For over three hours every evening, Gaikwad again works on his projects. He has dinner with family, and finally wraps up around midnight.

He talks about the time in 2009 when he had got a call from Nainital, soon after the death of the country’s last Siberian tiger. The authorities had wanted it preserved, so that it could be showcased at the High Altitude Zoo there.

Gaikwad says he had dropped everything, taken the first available flight to Delhi, and rushed to Nainital. “The skin of an animal must be removed within 36 hours of death,” he says. He had later fleshed out all the organs, and extracted the bones to carry with him. “I forgot I could be stopped at the Delhi airport,” he laughs.

The security check scan showed teeth and bones in his long black bag. With airport authorities clueless about taxidermy, Gaikwad had ended up missing his flight.

That tiger specimen, which had taken over five months to be prepared, is now on display in Nainital.

Every day, he says, is another opportunity to try and attain similar perfection. “Jab lage ki asli lion hai, tab model perfect hota hai (When it looks like a real lion, then the model is perfect).”

Recently, Gaikwad taught 15 forest officials to prepare a specimen of a bird. They never turned up with their models but he hasn’t given up on them.

His eyes sparkling, he says, “You know what would be really challenging?

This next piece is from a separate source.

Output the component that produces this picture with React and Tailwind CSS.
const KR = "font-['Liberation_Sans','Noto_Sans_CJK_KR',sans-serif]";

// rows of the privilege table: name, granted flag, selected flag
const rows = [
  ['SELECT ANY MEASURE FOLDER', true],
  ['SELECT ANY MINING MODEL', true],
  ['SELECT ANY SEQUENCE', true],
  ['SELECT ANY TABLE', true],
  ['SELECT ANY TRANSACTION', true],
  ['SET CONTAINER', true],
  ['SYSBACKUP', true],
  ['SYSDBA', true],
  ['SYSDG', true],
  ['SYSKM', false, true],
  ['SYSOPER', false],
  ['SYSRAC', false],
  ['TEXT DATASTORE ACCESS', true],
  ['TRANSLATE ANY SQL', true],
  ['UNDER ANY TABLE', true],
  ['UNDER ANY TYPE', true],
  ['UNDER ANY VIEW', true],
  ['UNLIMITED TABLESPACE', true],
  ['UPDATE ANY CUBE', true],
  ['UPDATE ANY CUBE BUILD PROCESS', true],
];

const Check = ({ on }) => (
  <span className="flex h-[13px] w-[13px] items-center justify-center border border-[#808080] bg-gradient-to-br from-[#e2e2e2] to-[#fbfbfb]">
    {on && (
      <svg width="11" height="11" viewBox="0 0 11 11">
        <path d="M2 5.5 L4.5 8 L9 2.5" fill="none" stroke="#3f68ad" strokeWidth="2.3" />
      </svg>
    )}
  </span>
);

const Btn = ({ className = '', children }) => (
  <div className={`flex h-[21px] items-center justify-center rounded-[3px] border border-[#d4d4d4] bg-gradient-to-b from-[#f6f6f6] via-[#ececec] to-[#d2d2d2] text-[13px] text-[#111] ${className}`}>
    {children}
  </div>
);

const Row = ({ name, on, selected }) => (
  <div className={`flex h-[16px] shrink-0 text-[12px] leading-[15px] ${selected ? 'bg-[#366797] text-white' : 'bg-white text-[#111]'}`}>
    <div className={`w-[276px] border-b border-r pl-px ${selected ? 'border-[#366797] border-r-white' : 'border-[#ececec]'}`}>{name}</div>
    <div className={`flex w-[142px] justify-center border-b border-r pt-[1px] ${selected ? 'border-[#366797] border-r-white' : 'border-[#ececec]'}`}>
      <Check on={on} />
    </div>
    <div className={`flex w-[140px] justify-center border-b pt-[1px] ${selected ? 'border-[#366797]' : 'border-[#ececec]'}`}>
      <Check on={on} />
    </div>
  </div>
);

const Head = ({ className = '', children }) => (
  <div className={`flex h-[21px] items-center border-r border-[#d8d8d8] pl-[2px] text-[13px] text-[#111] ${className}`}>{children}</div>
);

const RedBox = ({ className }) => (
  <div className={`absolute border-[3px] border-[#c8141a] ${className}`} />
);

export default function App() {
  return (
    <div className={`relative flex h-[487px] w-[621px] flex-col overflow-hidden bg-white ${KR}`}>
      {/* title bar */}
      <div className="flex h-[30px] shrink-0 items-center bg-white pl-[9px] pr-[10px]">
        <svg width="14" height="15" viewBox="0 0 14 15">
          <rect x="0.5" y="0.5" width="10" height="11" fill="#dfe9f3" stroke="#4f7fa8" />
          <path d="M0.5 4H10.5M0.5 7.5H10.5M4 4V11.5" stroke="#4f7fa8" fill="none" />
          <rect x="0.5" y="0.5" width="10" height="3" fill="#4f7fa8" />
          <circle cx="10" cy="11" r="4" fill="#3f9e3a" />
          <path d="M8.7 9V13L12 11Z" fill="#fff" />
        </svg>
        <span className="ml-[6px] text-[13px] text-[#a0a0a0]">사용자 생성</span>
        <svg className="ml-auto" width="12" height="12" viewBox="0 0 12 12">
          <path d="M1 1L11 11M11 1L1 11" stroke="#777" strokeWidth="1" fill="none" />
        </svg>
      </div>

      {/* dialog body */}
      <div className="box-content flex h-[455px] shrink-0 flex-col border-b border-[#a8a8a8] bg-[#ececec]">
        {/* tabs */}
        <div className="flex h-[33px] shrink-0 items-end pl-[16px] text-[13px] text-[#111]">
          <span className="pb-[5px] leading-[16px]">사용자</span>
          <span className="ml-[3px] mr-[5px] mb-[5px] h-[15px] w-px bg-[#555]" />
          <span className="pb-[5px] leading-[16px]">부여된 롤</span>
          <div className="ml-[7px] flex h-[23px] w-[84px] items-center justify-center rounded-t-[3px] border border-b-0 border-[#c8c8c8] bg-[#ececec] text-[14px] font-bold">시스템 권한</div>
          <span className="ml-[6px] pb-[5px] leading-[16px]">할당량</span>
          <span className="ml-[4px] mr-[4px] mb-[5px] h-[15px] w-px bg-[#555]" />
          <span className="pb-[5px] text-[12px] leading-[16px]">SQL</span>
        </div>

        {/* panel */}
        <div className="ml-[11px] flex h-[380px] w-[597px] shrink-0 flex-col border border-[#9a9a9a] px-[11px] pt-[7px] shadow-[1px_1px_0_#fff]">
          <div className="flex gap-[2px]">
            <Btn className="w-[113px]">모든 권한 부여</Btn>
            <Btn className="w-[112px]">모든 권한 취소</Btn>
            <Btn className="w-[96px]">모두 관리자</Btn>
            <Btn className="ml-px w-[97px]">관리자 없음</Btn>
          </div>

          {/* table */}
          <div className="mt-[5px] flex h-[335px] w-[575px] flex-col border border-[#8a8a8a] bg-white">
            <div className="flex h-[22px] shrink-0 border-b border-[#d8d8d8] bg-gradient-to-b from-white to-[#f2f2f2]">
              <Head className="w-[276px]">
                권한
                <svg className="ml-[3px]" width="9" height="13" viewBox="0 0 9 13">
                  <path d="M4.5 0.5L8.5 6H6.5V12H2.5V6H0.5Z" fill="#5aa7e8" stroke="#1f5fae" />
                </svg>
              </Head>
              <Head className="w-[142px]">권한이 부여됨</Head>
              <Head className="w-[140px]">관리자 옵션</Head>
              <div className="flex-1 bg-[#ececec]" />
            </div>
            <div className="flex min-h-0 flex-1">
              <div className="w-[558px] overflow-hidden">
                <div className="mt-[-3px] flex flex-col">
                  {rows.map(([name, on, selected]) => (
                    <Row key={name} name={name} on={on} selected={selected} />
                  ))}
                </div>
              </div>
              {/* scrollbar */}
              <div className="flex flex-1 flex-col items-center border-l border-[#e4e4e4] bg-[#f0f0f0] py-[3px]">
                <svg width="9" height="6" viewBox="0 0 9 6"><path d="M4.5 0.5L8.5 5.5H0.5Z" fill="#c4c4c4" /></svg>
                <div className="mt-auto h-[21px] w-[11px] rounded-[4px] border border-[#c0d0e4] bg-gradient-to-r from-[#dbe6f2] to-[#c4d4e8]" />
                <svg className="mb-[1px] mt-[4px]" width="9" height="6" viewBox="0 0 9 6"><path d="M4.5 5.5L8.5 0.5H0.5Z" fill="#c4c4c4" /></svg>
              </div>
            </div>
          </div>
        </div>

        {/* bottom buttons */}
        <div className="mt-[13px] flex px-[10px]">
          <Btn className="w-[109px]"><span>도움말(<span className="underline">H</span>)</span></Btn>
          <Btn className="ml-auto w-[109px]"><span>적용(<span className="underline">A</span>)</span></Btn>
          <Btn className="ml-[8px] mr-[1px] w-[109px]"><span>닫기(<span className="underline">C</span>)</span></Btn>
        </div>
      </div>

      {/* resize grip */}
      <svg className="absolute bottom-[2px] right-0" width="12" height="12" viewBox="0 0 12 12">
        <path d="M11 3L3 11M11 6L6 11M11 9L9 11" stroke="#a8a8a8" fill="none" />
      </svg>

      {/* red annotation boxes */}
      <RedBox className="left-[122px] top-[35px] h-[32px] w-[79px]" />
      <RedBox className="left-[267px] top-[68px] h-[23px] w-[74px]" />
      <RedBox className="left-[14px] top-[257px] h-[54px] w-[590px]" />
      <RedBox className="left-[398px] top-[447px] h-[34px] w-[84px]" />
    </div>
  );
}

A human taxidermy… If a VIP wants himself preserved.”

A science and an art

Taxidermy is a combination of art and science in which a dead animal can be preserved by using its skin on another mould. This field combines knowledge of anatomy, carpentry, painting and moulding. The skeleton of the dead animal is reused as main cast. In India, apart from Gaikwad, there are estimated to be four other taxidermists. They are not known to practise anymore.